大數據：Spark Standalone 集羣調度（一）從遠程調試開始說application創建

遠程debug，特別是在集羣方式時候，會很方便了解代碼的運行方式，這也是碼農比較喜歡的方式

雖然scala的語法和java不一樣，但是scala是運行在JVM虛擬機上的，也就是scala最後編譯成字節碼運行在JVM上，那麼遠程調試方式就是JVM調試方式

在服務器端：

-Xdebug -Xrunjdwp:server=y,transport=dt_socket,address=7001,suspend=y

客戶端通過socket就能遠程調試代碼

1. 調試submit, master, worker代碼

1.1 Submit 調試

客戶端client 運行Submit，這裏就不描述，通常spark的用例都是用

spark-submit

提交一個spark任務

其本質就是類似下面命令

/usr/java/jdk1.8.0_111/bin/java -cp /work/spark-2.1.0-bin-hadoop2.7/conf/:/work/spark-2.1.0-bin-hadoop2.7/jars/* -Xdebug -Xrunjdwp:server=y,transport=dt_socket,address=7000,suspend=y -Xmx1g org.apache.spark.deploy.SparkSubmit --master spark://raintungmaster:7077 --class rfcexample --jars /work/spark-2.1.0-bin-hadoop2.7/examples/jars/scopt_2.11-3.3.0.jar,/work/spark-2.1.0-bin-hadoop2.7/examples/jars/spark-examples_2.11-2.1.0.jar /tmp/machinelearning.jar

調用SparkSubmit的類去提交任務，debug的參數直接往上加就是了

1.2 master, worker 的設置調試

export SPARK_WORKER_OPTS="-Xdebug -Xrunjdwp:server=y,transport=dt_socket,address=8000,suspend=n"
export SPARK_MASTER_OPTS="-Xdebug -Xrunjdwp:server=y,transport=dt_socket,address=8001,suspend=n"

在啓動的時候設置環境變量就可以了

2. 調試executor 代碼

發現設置woker環境參數，但確一直都無法調試在spark executor 運行的代碼，既然executor是在worker上運行的，當然是可以遠程debug，但爲啥executor不能調試呢？

3. Spark standalone 的集羣調度

既然executor不能調試，我們需要把submit, master, worker的調度關係搞清楚

3.1 Submit 提交任務

剛纔已經描述過submit實際上初始化了SparkSubmit的類，在SparkSubmit的main方法中調用了runMain方法

try {
      mainMethod.invoke(null, childArgs.toArray)
    } catch {
      case t: Throwable =>
        findCause(t) match {
          case SparkUserAppException(exitCode) =>
            System.exit(exitCode)

          case t: Throwable =>
            throw t
        }
    }

而核心就是調用了在我們提交的類的main方法，在上面的例子裏就是參數

--class rfcexample

調用了rfcexample的main方法

通常我們在寫spark的運行的類的方法，會初始化spark的上下文

val sc = new SparkContext(conf)

SparkContext初始化的時候會啓動一個task的任務

// Create and start the scheduler
    val (sched, ts) = SparkContext.createTaskScheduler(this, master, deployMode)
    _schedulerBackend = sched
    _taskScheduler = ts
    _dagScheduler = new DAGScheduler(this)
    _heartbeatReceiver.ask[Boolean](TaskSchedulerIsSet)

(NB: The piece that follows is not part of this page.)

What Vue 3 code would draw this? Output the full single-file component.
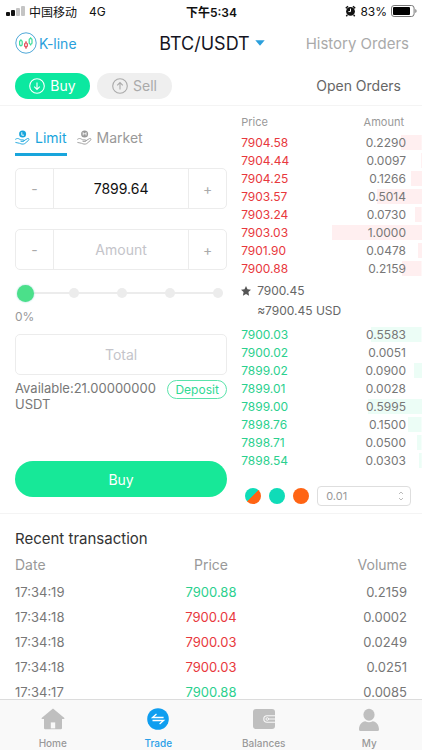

    // start TaskScheduler after taskScheduler sets DAGScheduler reference in DAGScheduler's
    // constructor
    _taskScheduler.start()

在standalone 的模式下最後會調用StandaloneSchedulerBackend.scala 的start方法

    val appDesc = new ApplicationDescription(sc.appName, maxCores, sc.executorMemory, command,
      appUIAddress, sc.eventLogDir, sc.eventLogCodec, coresPerExecutor, initialExecutorLimit)
    client = new StandaloneAppClient(sc.env.rpcEnv, masters, appDesc, this, conf)
    client.start()
    launcherBackend.setState(SparkAppHandle.State.SUBMITTED)
    waitForRegistration()
    launcherBackend.setState(SparkAppHandle.State.RUNNING)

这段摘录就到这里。